Embodiment(s) of the present invention can also be realized by a computer of a system or apparatus that reads out and executes computer executable instructions (e.g., one or more programs) recorded on a storage medium (which may also be referred to more fully as a ‘non-transitory computer-readable storage medium’) to perform the functions of one or more of the above-described embodiment(s) and/or that includes one or more circuits (e.g., application specific integrated circuit (ASIC)) for performing the functions of one or more of the above-described embodiment(s), and by a method performed by the computer of the system or apparatus by, for example, reading out and executing the computer executable instructions from the storage medium to perform the functions of one or more of the above-described embodiment(s) and/or controlling the one or more circuits to perform the functions of one or more of the above-described embodiment(s). The computer may comprise one or more processors (e.g., central processing unit (CPU), micro processing unit (MPU)) and may include a network of separate computers or separate processors to read out and execute the computer executable instructions. The computer executable instructions may be provided to the computer, for example, from a network or the storage medium. The storage medium may include, for example, one or more of a hard disk, a random-access memory (RAM), a read only memory (ROM), a storage of distributed computing systems, an optical disk (such as a compact disc (CD), digital versatile disc (DVD), or Blu-ray Disc (BD)™), a flash memory device, a memory card, and the like.

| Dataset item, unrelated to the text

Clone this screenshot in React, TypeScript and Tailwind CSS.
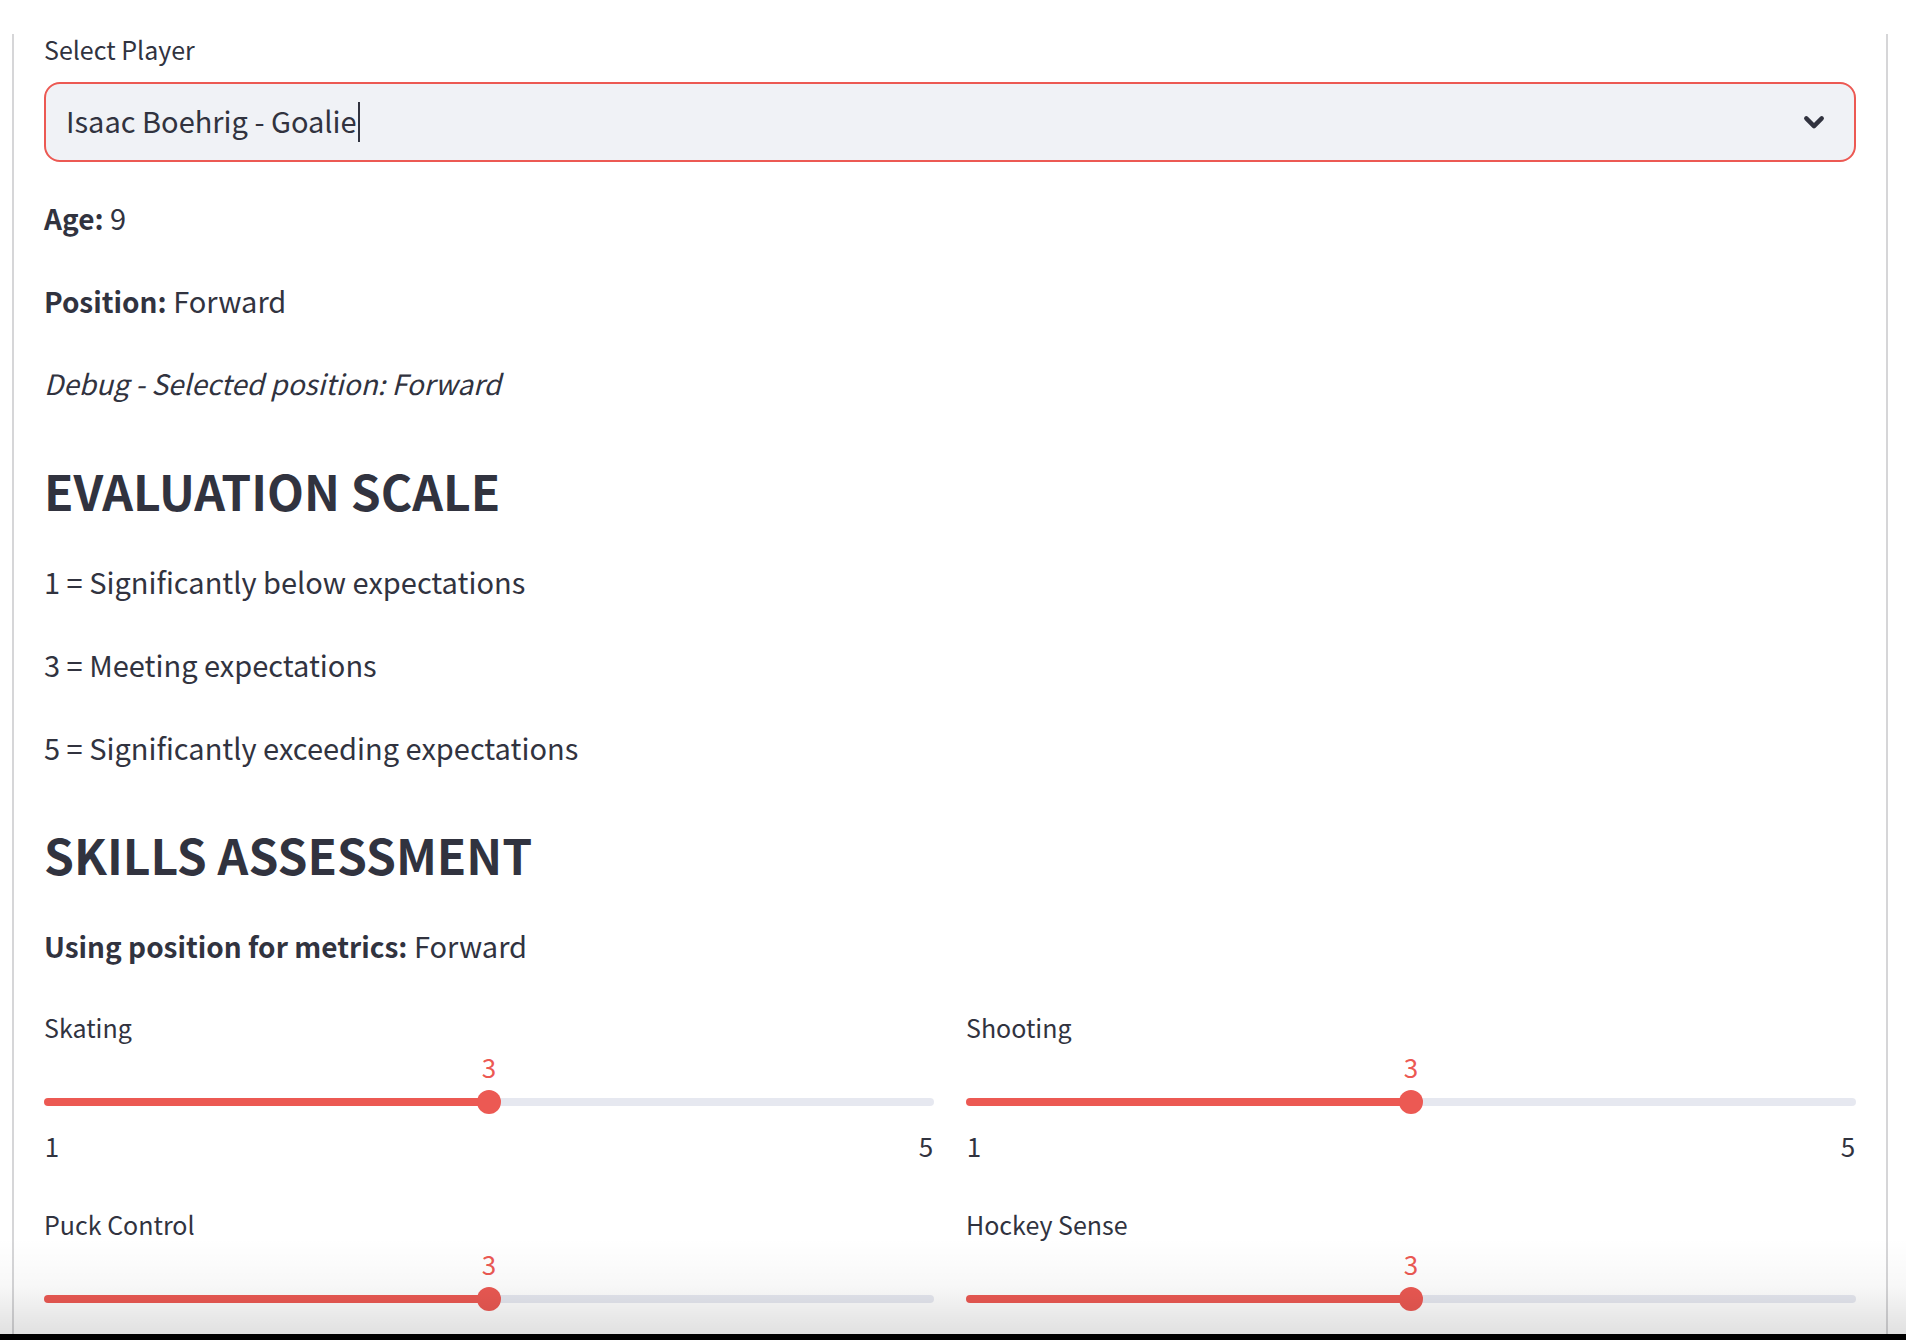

While the present invention has been described with reference to exemplary embodiments, it is to be understood that the invention is not limited to the disclosed exemplary embodiments. The scope of the following claims is to be accorded the broadest interpretation so as to encompass all such modifications and equivalent structures and functions.

This application claims the benefit of Japanese Patent Application No. 2024-076691 filed on May 9, 2024, which is hereby incorporated by reference herein in its entirety.